Dès le 30 janvier, le Jeu de Paume propose une exposition consacrée à Martin Parr qui vient prolonger l’exploration des écritures photographiques documentaires entamée en 2025 avec Luc Delahaye. Martin Parr. Global Warning sera l’occasion de relire l’œuvre d’un des photographes contemporains les plus en vue, à la lumière des dérèglements environnementaux planétaires, des sujets que, sans militantisme, mais avec persistance, le photographe a abordé depuis cinquante ans.
Cette exposition propose de revisiter l’œuvre de Martin Parr à l’aune du désordre généralisé de notre époque, à travers différentes séries réalisées depuis la fin des années 1970 jusqu’à aujourd’hui. Depuis cinquante ans, sans militantisme, mais avec constance, aux quatre coins du globe, Martin Parr dresse un portrait saisissant des déséquilibres de la planète et des dérives de nos modes de vie.
À travers ses nombreuses séries, commencées dans les Îles Britanniques et en Irlande, puis étendues dès les années 1990 aux cinq continents, émergent des thèmes récurrents : les turpitudes et les ravages du tourisme de masse, la domination de la voiture, les dépendances technologiques, la frénésie consumériste, ou encore notre rapport ambivalent au Vivant. Toujours avec son regard singulier et décalé, Parr aborde indirectement plusieurs causes majeures identifiées des bouleversements climatiques de l’Anthropocène : usage effréné des transports, consommation d’énergies fossiles, surconsommation globale, dégâts environnementaux. Cet œuvre, en apparence plaisant, se révèle, avec le temps et l’évolution des mentalités, peut-être plus grave qu’il n’y paraissait
initialement. Avec le recul, son ironie mordante semble l’inscrire dans une certaine tradition satirique britannique : un humour incisif, une moquerie douce amère, au service d’un regard critique, indirect, mais profond.

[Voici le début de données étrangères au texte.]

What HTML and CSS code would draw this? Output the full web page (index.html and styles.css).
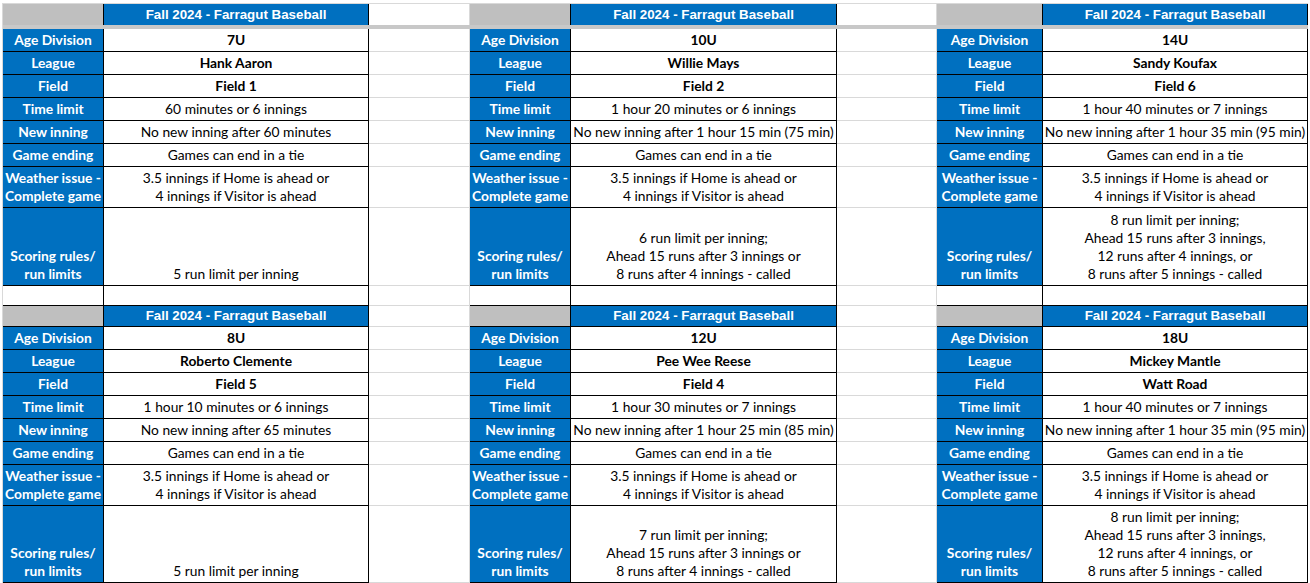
FILE: index.html
```html
<!DOCTYPE html>
<html lang="en">
<head>
<meta charset="utf-8">
<title>Fall 2024 - Farragut Baseball</title>
<link rel="stylesheet" href="styles.css">
</head>
<body>
<div class="sheet">
  <div class="row r-title">
    <div class="c hgray"></div><div class="c htitle">Fall 2024 - Farragut Baseball</div><div class="c gap"></div>
    <div class="c hgray"></div><div class="c htitle">Fall 2024 - Farragut Baseball</div><div class="c gap"></div>
    <div class="c hgray"></div><div class="c htitle">Fall 2024 - Farragut Baseball</div>
  </div>
  <div class="band"></div>
  <div class="row r-std">
    <div class="c lbl">Age Division</div><div class="c val b">7U</div><div class="c gap"></div>
    <div class="c lbl">Age Division</div><div class="c val b">10U</div><div class="c gap"></div>
    <div class="c lbl">Age Division</div><div class="c val b">14U</div>
  </div>
  <div class="row r-std">
    <div class="c lbl">League</div><div class="c val b">Hank Aaron</div><div class="c gap"></div>
    <div class="c lbl">League</div><div class="c val b">Willie Mays</div><div class="c gap"></div>
    <div class="c lbl">League</div><div class="c val b">Sandy Koufax</div>
  </div>
  <div class="row r-std">
    <div class="c lbl">Field</div><div class="c val b">Field 1</div><div class="c gap"></div>
    <div class="c lbl">Field</div><div class="c val b">Field 2</div><div class="c gap"></div>
    <div class="c lbl">Field</div><div class="c val b">Field 6</div>
  </div>
  <div class="row r-std">
    <div class="c lbl">Time limit</div><div class="c val">60 minutes or 6 innings</div><div class="c gap"></div>
    <div class="c lbl">Time limit</div><div class="c val">1 hour 20 minutes or 6 innings</div><div class="c gap"></div>
    <div class="c lbl">Time limit</div><div class="c val">1 hour 40 minutes or 7 innings</div>
  </div>
  <div class="row r-std">
    <div class="c lbl">New inning</div><div class="c val">No new inning after 60 minutes</div><div class="c gap"></div>
    <div class="c lbl">New inning</div><div class="c val">No new inning after 1 hour 15 min (75 min)</div><div class="c gap"></div>
    <div class="c lbl">New inning</div><div class="c val">No new inning after 1 hour 35 min (95 min)</div>
  </div>
  <div class="row r-std">
    <div class="c lbl">Game ending</div><div class="c val">Games can end in a tie</div><div class="c gap"></div>
    <div class="c lbl">Game ending</div><div class="c val">Games can end in a tie</div><div class="c gap"></div>
    <div class="c lbl">Game ending</div><div class="c val">Games can end in a tie</div>
  </div>
  <div class="row r-weather">
    <div class="c lbl"><span>Weather issue -<br>Complete game</span></div><div class="c val"><span>3.5 innings if Home is ahead or<br>4 innings if Visitor is ahead</span></div><div class="c gap"></div>
    <div class="c lbl"><span>Weather issue -<br>Complete game</span></div><div class="c val"><span>3.5 innings if Home is ahead or<br>4 innings if Visitor is ahead</span></div><div class="c gap"></div>
    <div class="c lbl"><span>Weather issue -<br>Complete game</span></div><div class="c val"><span>3.5 innings if Home is ahead or<br>4 innings if Visitor is ahead</span></div>
  </div>
  <div class="row r-score1">
    <div class="c lbl"><span>Scoring rules/<br>run limits</span></div><div class="c val">5 run limit per inning</div><div class="c gap"></div>
    <div class="c lbl"><span>Scoring rules/<br>run limits</span></div><div class="c val"><span>6 run limit per inning;<br>Ahead 15 runs after 3 innings or<br>8 runs after 4 innings - called</span></div><div class="c gap"></div>
    <div class="c lbl"><span>Scoring rules/<br>run limits</span></div><div class="c val"><span>8 run limit per inning;<br>Ahead 15 runs after 3 innings,<br>12 runs after 4 innings, or<br>8 runs after 5 innings - called</span></div>
  </div>
  <div class="row r-blank">
    <div class="c val"></div><div class="c val"></div><div class="c gap"></div>
    <div class="c val"></div><div class="c val"></div><div class="c gap"></div>
    <div class="c val"></div><div class="c val"></div>
  </div>
  <div class="row r-title2">
    <div class="c hgray"></div><div class="c htitle">Fall 2024 - Farragut Baseball</div><div class="c gap"></div>
    <div class="c hgray"></div><div class="c htitle">Fall 2024 - Farragut Baseball</div><div class="c gap"></div>
    <div class="c hgray"></div><div class="c htitle">Fall 2024 - Farragut Baseball</div>
  </div>
  <div class="row r-std">
    <div class="c lbl">Age Division</div><div class="c val b">8U</div><div class="c gap"></div>
    <div class="c lbl">Age Division</div><div class="c val b">12U</div><div class="c gap"></div>
    <div class="c lbl">Age Division</div><div class="c val b">18U</div>
  </div>
  <div class="row r-std">
    <div class="c lbl">League</div><div class="c val b">Roberto Clemente</div><div class="c gap"></div>
    <div class="c lbl">League</div><div class="c val b">Pee Wee Reese</div><div class="c gap"></div>
    <div class="c lbl">League</div><div class="c val b">Mickey Mantle</div>
  </div>
  <div class="row r-std">
    <div class="c lbl">Field</div><div class="c val b">Field 5</div><div class="c gap"></div>
    <div class="c lbl">Field</div><div class="c val b">Field 4</div><div class="c gap"></div>
    <div class="c lbl">Field</div><div class="c val b">Watt Road</div>
  </div>
  <div class="row r-std">
    <div class="c lbl">Time limit</div><div class="c val">1 hour 10 minutes or 6 innings</div><div class="c gap"></div>
    <div class="c lbl">Time limit</div><div class="c val">1 hour 30 minutes or 7 innings</div><div class="c gap"></div>
    <div class="c lbl">Time limit</div><div class="c val">1 hour 40 minutes or 7 innings</div>
  </div>
  <div class="row r-std">
    <div class="c lbl">New inning</div><div class="c val">No new inning after 65 minutes</div><div class="c gap"></div>
    <div class="c lbl">New inning</div><div class="c val">No new inning after 1 hour 25 min (85 min)</div><div class="c gap"></div>
    <div class="c lbl">New inning</div><div class="c val">No new inning after 1 hour 35 min (95 min)</div>
  </div>
  <div class="row r-std">
    <div class="c lbl">Game ending</div><div class="c val">Games can end in a tie</div><div class="c gap"></div>
    <div class="c lbl">Game ending</div><div class="c val">Games can end in a tie</div><div class="c gap"></div>
    <div class="c lbl">Game ending</div><div class="c val">Games can end in a tie</div>
  </div>
  <div class="row r-weather">
    <div class="c lbl"><span>Weather issue -<br>Complete game</span></div><div class="c val"><span>3.5 innings if Home is ahead or<br>4 innings if Visitor is ahead</span></div><div class="c gap"></div>
    <div class="c lbl"><span>Weather issue -<br>Complete game</span></div><div class="c val"><span>3.5 innings if Home is ahead or<br>4 innings if Visitor is ahead</span></div><div class="c gap"></div>
    <div class="c lbl"><span>Weather issue -<br>Complete game</span></div><div class="c val"><span>3.5 innings if Home is ahead or<br>4 innings if Visitor is ahead</span></div>
  </div>
  <div class="row r-score2">
    <div class="c lbl"><span>Scoring rules/<br>run limits</span></div><div class="c val">5 run limit per inning</div><div class="c gap"></div>
    <div class="c lbl"><span>Scoring rules/<br>run limits</span></div><div class="c val"><span>7 run limit per inning;<br>Ahead 15 runs after 3 innings or<br>8 runs after 4 innings - called</span></div><div class="c gap"></div>
    <div class="c lbl"><span>Scoring rules/<br>run limits</span></div><div class="c val"><span>8 run limit per inning;<br>Ahead 15 runs after 3 innings,<br>12 runs after 4 innings, or<br>8 runs after 5 innings - called</span></div>
  </div>
</div>
</body>
</html>
```
FILE: styles.css
```css
* { box-sizing: border-box; }

body {
  margin: 0;
  background: #ffffff;
  font-family: Lato, "Liberation Sans", sans-serif;
  color: #000000;
}

.sheet {
  margin: 3px 0 0 2px;
  width: 1306px;
  border-top: 1px solid #d9d9d9;
  border-left: 1px solid #d9d9d9;
}

.row {
  display: grid;
  grid-template-columns: 101px 265px 101px 101px 266px 100px 106px 265px;
}

.r-title { height: 21px; }
.r-std { height: 23px; }
.r-weather { height: 41px; }
.r-score1 { height: 78px; }
.r-blank { height: 20px; }
.r-title2 { height: 21px; }
.r-score2 { height: 77px; }

.band {
  height: 4px;
  background: #c8c8c8;
}

.c {
  display: flex;
  align-items: flex-end;
  justify-content: center;
  text-align: center;
  border-right: 1px solid #000000;
  border-bottom: 1px solid #000000;
  padding-bottom: 2px;
  font-size: 13.8px;
  line-height: 18px;
  white-space: nowrap;
}

.lbl {
  background: #0070c0;
  color: #ffffff;
  font-weight: 700;
}

.val { background: #ffffff; color: #000000; }
.b { font-weight: 700; }

.gap {
  border-right-color: #d9d9d9;
  border-bottom-color: #d9d9d9;
}

.hgray { background: #bfbfbf; }

.htitle {
  background: #0070c0;
  color: #ffffff;
  font-family: "Liberation Sans", Arial, sans-serif;
  font-weight: 700;
  font-size: 13.33px;
  align-items: center;
  padding-bottom: 0;
}

.r-title .c { border-bottom: 0; }
```
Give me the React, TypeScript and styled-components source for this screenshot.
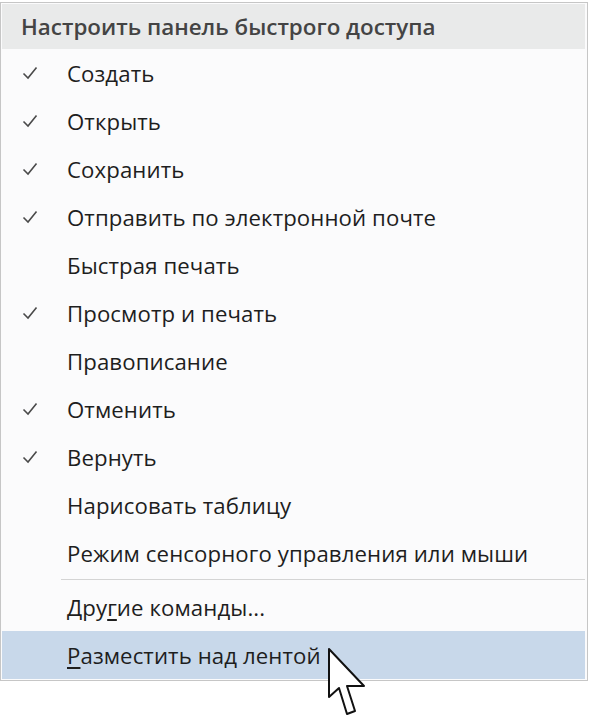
import styled, { createGlobalStyle } from "styled-components";

const GlobalStyle = createGlobalStyle`
  body {
    margin: 0;
    background: #ffffff;
    font-family: "Open Sans", "Noto Sans", sans-serif;
  }
`;

const Page = styled.div`
  position: relative;
  width: 590px;
  height: 718px;
  padding-top: 2px;
  box-sizing: border-box;
`;

const Menu = styled.div`
  width: 588px;
  box-sizing: border-box;
  border: 1px solid #c6c6c6;
  background: #fbfbfc;
  padding: 1px 2px 1px 1px;
`;

const Header = styled.div`
  height: 45px;
  display: flex;
  align-items: center;
  padding-left: 19px;
  background: #e9eaea;
  color: #444;
  font-size: 22.4px;
  font-weight: 600;
`;

const Item = styled.div<{ $active?: boolean }>`
  height: 48px;
  display: flex;
  align-items: center;
  background: ${(p) => (p.$active ? "#c8d8ea" : "transparent")};
  color: #1e1e1e;
  font-size: 22.2px;
  letter-spacing: 0.1px;
`;

const CheckCell = styled.div`
  width: 65px;
  display: flex;
  justify-content: center;
  padding-right: 9px;
  box-sizing: border-box;
  color: #444;
`;

const Label = styled.span`
  white-space: nowrap;
`;

const Key = styled.span`
  text-decoration: underline;
  text-underline-offset: 3px;
`;

const Separator = styled.div`
  height: 1px;
  margin: 2px 0 3px 59px;
  background: #d4d4d4;
`;

const Cursor = styled.svg`
  position: absolute;
  left: 327px;
  top: 647px;
`;

const Check = () => (
  <svg width="16" height="14" viewBox="0 0 16 14">
    <path d="M1.5 7.5 L6 12 L14.5 1.5" fill="none" stroke="#4a4a4a" strokeWidth="1.6" />
  </svg>
);

const items: { label: React.ReactNode; checked: boolean }[] = [
  { label: "Создать", checked: true },
  { label: "Открыть", checked: true },
  { label: "Сохранить", checked: true },
  { label: "Отправить по электронной почте", checked: true },
  { label: "Быстрая печать", checked: false },
  { label: "Просмотр и печать", checked: true },
  { label: "Правописание", checked: false },
  { label: "Отменить", checked: true },
  { label: "Вернуть", checked: true },
  { label: "Нарисовать таблицу", checked: false },
  { label: "Режим сенсорного управления или мыши", checked: false },
];

export default function App() {
  return (
    <Page>
      <GlobalStyle />
      <Menu>
        <Header>Настроить панель быстрого доступа</Header>
        {items.map((it, i) => (
          <Item key={i}>
            <CheckCell>{it.checked && <Check />}</CheckCell>
            <Label>{it.label}</Label>
          </Item>
        ))}
        <Separator />
        <Item>
          <CheckCell />
          <Label>
            Дру<Key>г</Key>ие команды...
          </Label>
        </Item>
        <Item $active>
          <CheckCell />
          <Label>
            <Key>Р</Key>азместить над лентой
          </Label>
        </Item>
      </Menu>
      <Cursor width="42" height="72" viewBox="0 0 42 72">
        <path
          d="M2 2 L2 50 L12 41 L20 67 L28 64 L20 39 L37 39 Z"
          fill="#ffffff"
          stroke="#111"
          strokeWidth="2"
          strokeLinejoin="round"
        />
      </Cursor>
    </Page>
  );
}
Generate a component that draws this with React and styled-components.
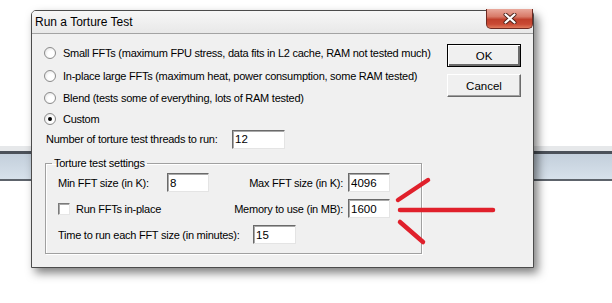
import React from 'react'
import styled, { createGlobalStyle } from 'styled-components'

const GlobalStyle = createGlobalStyle`
  html, body {
    margin: 0;
    padding: 0;
    background: #fff;
  }
  body {
    width: 612px;
    height: 303px;
    overflow: hidden;
    font-family: "Liberation Sans", Arial, sans-serif;
  }
`

const Screen = styled.div`
  position: relative;
  width: 612px;
  height: 303px;
  padding-top: 146px;
  box-sizing: border-box;
`

// the explorer-ish bar that runs behind the dialog
const BackStrip = styled.div`
  height: 35px;
  background: linear-gradient(
    to bottom,
    #e6e8ea 0 5px,
    #4b5159 5px 8px,
    #c3cfdb 8px,
    #d7e1eb 33px,
    #5d636b 33px 35px
  );
`

const Window = styled.div`
  position: absolute;
  left: 31px;
  top: 10px;
  width: 503px;
  height: 258px;
  box-sizing: border-box;
  border: 1px solid #4c4c4c;
  border-radius: 5px 5px 0 0;
  background: #f0f0f0;
  box-shadow: 4px 5px 10px rgba(0, 0, 0, 0.5);
  display: flex;
  flex-direction: column;
`

const TitleBar = styled.div`
  height: 22px;
  display: flex;
  align-items: center;
  padding-left: 3px;
  border-radius: 4px 4px 0 0;
  background: linear-gradient(to bottom, #f7f7f7, #e8e8e8);
  border-bottom: 1px solid #a3a3a3;
`

const Title = styled.span`
  font-size: 12px;
  color: #000;
`

const CloseButton = styled.div`
  margin-left: auto;
  align-self: flex-start;
  margin-top: -2px;
  width: 47px;
  height: 20px;
  box-sizing: border-box;
  border: 1px solid #6e2a22;
  border-top: none;
  border-radius: 0 0 5px 5px;
  background: linear-gradient(
    to bottom,
    #e9a99c 0%,
    #d87a68 40%,
    #c0402c 55%,
    #c94a34 80%,
    #e07a5c 100%
  );
  display: flex;
  align-items: center;
  justify-content: center;
`

const Client = styled.div`
  flex: 1;
  display: grid;
  grid-template-columns: 1fr 74px;
  column-gap: 16px;
  padding: 7px 12px 13px 12px;
  font-size: 11px;
  letter-spacing: -0.25px;
  color: #000;
`

const Main = styled.div`
  display: flex;
  flex-direction: column;
`

const RadioRow = styled.label`
  height: ${p => p.$h}px;
  display: flex;
  align-items: center;
  gap: 7px;
  white-space: nowrap;
`

const Radio = styled.span`
  width: 12px;
  height: 12px;
  flex-shrink: 0;
  box-sizing: border-box;
  border-radius: 50%;
  border: 1px solid #8b8b8b;
  background: radial-gradient(circle at 60% 60%, #fff 0 35%, #dcdcdc 100%);
  display: flex;
  align-items: center;
  justify-content: center;

  &::after {
    content: '';
    width: 4px;
    height: 4px;
    border-radius: 50%;
    background: ${p => (p.$checked ? '#000' : 'transparent')};
  }
`

const Row = styled.div`
  height: 20px;
  display: flex;
  align-items: center;
  padding-left: ${p => p.$indent || 0}px;
`

const Label = styled.span`
  width: ${p => (p.$w ? `${p.$w}px` : 'auto')};
  flex-shrink: 0;
  white-space: nowrap;
`

const Field = styled.input`
  width: ${p => p.$w}px;
  height: 19px;
  box-sizing: border-box;
  margin: 0;
  padding: 0 2px;
  border: 1px solid;
  border-color: #6a6a6a #e4e4e4 #e4e4e4 #6a6a6a;
  box-shadow: inset 1px 1px 0 #a9a9a9;
  background: #fff;
  font-family: inherit;
  font-size: 11.5px;
  letter-spacing: 0;
  color: #000;
  outline: none;
`

const Group = styled.fieldset`
  margin: 7px 0 0 1px;
  width: 377px;
  box-sizing: border-box;
  padding: 0 31px 9px 12px;
  border: 1px solid #a0a0a0;
  box-shadow: 1px 1px 0 #fff, inset 1px 1px 0 #fff;
  min-inline-size: 0;
  display: flex;
  flex-direction: column;
  gap: 7px;
`

const Legend = styled.legend`
  margin-left: -6px;
  padding: 0 2px;
  line-height: 14px;
`

const SettingRow = styled.div`
  height: 19px;
  display: flex;
  align-items: center;
  justify-content: space-between;
  margin-top: ${p => p.$top || 0}px;
`

const Pair = styled.div`
  display: flex;
  align-items: center;
  gap: ${p => p.$gap ?? 5}px;
`

const Check = styled.span`
  width: 12px;
  height: 12px;
  box-sizing: border-box;
  border: 1px solid;
  border-color: #7a7a7a #e6e6e6 #e6e6e6 #7a7a7a;
  box-shadow: inset 1px 1px 0 #a8a8a8;
  background: #fff;
  margin-right: 6px;
`

const Buttons = styled.div`
  display: flex;
  flex-direction: column;
  gap: 7px;
  padding-top: 3px;
`

const Button = styled.div`
  height: 23px;
  box-sizing: border-box;
  display: flex;
  align-items: center;
  justify-content: center;
  background: #f0f0f0;
  border: 1px solid;
  border-color: ${p => (p.$default ? '#000' : '#fff #6b6b6b #6b6b6b #fff')};
  box-shadow: ${p =>
    p.$default
      ? 'inset 1px 1px 0 #fff, inset -2px -2px 0 #6b6b6b, inset -1px -1px 0 #a0a0a0'
      : 'inset -1px -1px 0 #a0a0a0'};
  font-size: 11.5px;
  letter-spacing: 0;
`

const Arrow = styled.svg`
  position: absolute;
  left: 0;
  top: 0;
  pointer-events: none;
`

function CloseGlyph() {
  return (
    <svg width="14" height="11" viewBox="0 0 14 11">
      <path
        d="M2.5 1.5 L11.5 9.5 M11.5 1.5 L2.5 9.5"
        stroke="#4a2018"
        strokeWidth="4"
        strokeLinecap="round"
      />
      <path
        d="M2.5 1.5 L11.5 9.5 M11.5 1.5 L2.5 9.5"
        stroke="#fff"
        strokeWidth="2.3"
        strokeLinecap="round"
      />
    </svg>
  )
}

const options = [
  { text: 'Small FFTs (maximum FPU stress, data fits in L2 cache, RAM not tested much)', h: 23 },
  { text: 'In-place large FFTs (maximum heat, power consumption, some RAM tested)', h: 23 },
  { text: 'Blend (tests some of everything, lots of RAM tested)', h: 21 },
  { text: 'Custom', h: 21, checked: true },
]

export default function App() {
  return (
    <Screen>
      <GlobalStyle />
      <BackStrip />
      <Window>
        <TitleBar>
          <Title>Run a Torture Test</Title>
          <CloseButton>
            <CloseGlyph />
          </CloseButton>
        </TitleBar>
        <Client>
          <Main>
            {options.map(o => (
              <RadioRow key={o.text} $h={o.h}>
                <Radio $checked={o.checked} />
                {o.text}
              </RadioRow>
            ))}
            <Row $indent={2}>
              <Label $w={186}>Number of torture test threads to run:</Label>
              <Field $w={53} defaultValue="12" readOnly />
            </Row>
            <Group>
              <Legend>Torture test settings</Legend>
              <SettingRow $top={3}>
                <Pair $gap={0}>
                  <Label $w={109}>Min FFT size (in K):</Label>
                  <Field $w={42} defaultValue="8" readOnly />
                </Pair>
                <Pair>
                  <Label>Max FFT size (in K):</Label>
                  <Field $w={42} defaultValue="4096" readOnly />
                </Pair>
              </SettingRow>
              <SettingRow>
                <Pair $gap={0}>
                  <Check />
                  <Label>Run FFTs in-place</Label>
                </Pair>
                <Pair>
                  <Label>Memory to use (in MB):</Label>
                  <Field $w={42} defaultValue="1600" readOnly />
                </Pair>
              </SettingRow>
              <SettingRow>
                <Pair $gap={0}>
                  <Label $w={195}>Time to run each FFT size (in minutes):</Label>
                  <Field $w={43} defaultValue="15" readOnly />
                </Pair>
              </SettingRow>
            </Group>
          </Main>
          <Buttons>
            <Button $default>OK</Button>
            <Button>Cancel</Button>
          </Buttons>
        </Client>
      </Window>
      <Arrow width="612" height="303" viewBox="0 0 612 303">
        <g stroke="#e0202b" strokeWidth="4.5" strokeLinecap="round" fill="none">
          <path d="M398 200 L428 180" />
          <path d="M400 210 L493 210" />
          <path d="M400 222 L423 242" />
        </g>
      </Arrow>
    </Screen>
  )
}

En quelque 180 œuvres traversant plus de cinquante ans de production, de ses débuts en noir et blanc à des œuvres récentes, l’exposition aborde, en 5 sections, nos turpitudes contemporaines, à travers des thèmes, des motifs, des obsessions récurrentes.
La façon dont les loisirs modifient l’environnement — du motif de la plage à celui des déchets, Parr a saisi les mutations que l’évolution de nos modes de vie modernes apporte aux paysages, où le plaisir et le gaspillage, le naturel et l’artificiel coexistent et s’entremêlent sans cesse.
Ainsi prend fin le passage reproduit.